An outside point of view would perhaps be tempted to point out that this interview is possibly about disguised answers, of the famous type “I know what I am supposed to say therefore I am saying it”. It’s true; I’ll have to stick with the easy answer, which is that everyone can interpret this interview as they want.

Seems that the lesser you care, the cooler you are? We talk so much about this social image, it’s almost impossible to escape it. And, for me, Charles and Tom are not excluded: despite their perceptible nonchalance, their answers underscore a fear of being judged. They admitted quite involuntarily that they are conscious of their social image and their popularity, since limiting themselves in a social environment for the sake of not caring about other people is contradictory. While Charles seems to be the kind to avoid risks, being more shy than detached, Tom, conscious of the stakes, is willing to seem as careless, indifferent, and disinterested as possible. This makes him not only unapproachable, but also unable to be perceived negatively. From the impression I got during Tom’s interview in particular, I found it quite funny how obvious it was: precisely because he judges others, he is scared of showing more of his personality himself – he knows how cruel people can be. His high self-esteem is in fact noticeable, and he wants to keep it like that; no need to let anyone think any other way.

And who can blame him, I may as well say.
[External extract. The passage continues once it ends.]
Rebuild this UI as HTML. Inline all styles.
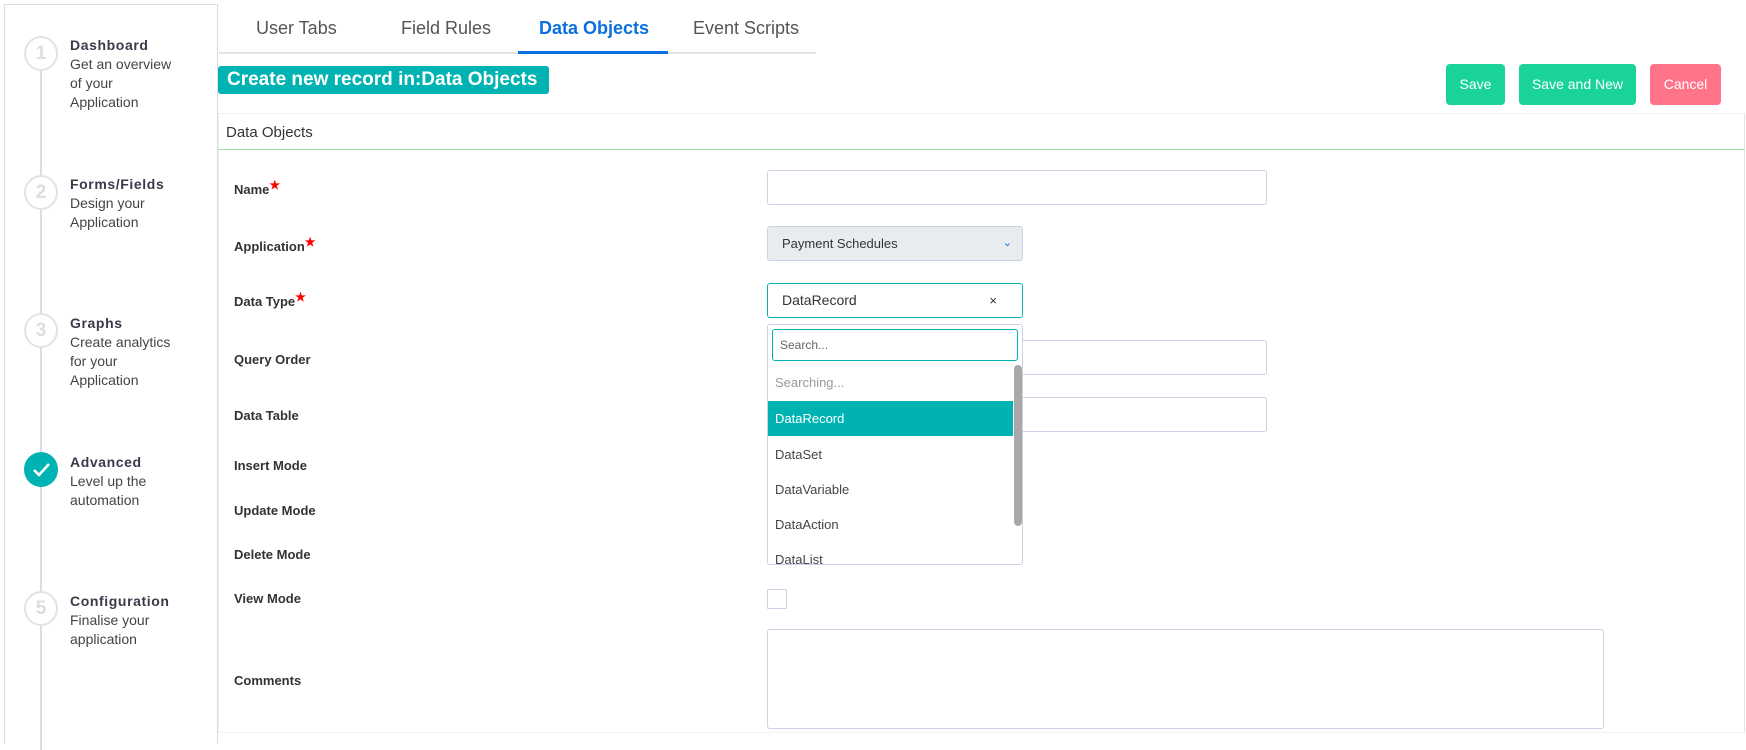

Without pulling out boilerplates, the social image is, among students, more about restricting than asserting oneself. The limit is hardly perceptible between shy and nonchalant, but both prefer to be the fearful spectators of those who are willing to take the risk of showing their true selves to the environment they’re exposed to. In the end, we choose what we want to show, who we want to be. Let’s not forget that we all care about our social image enough to try and sometimes fake it – even that guy in the back smoking with his friends.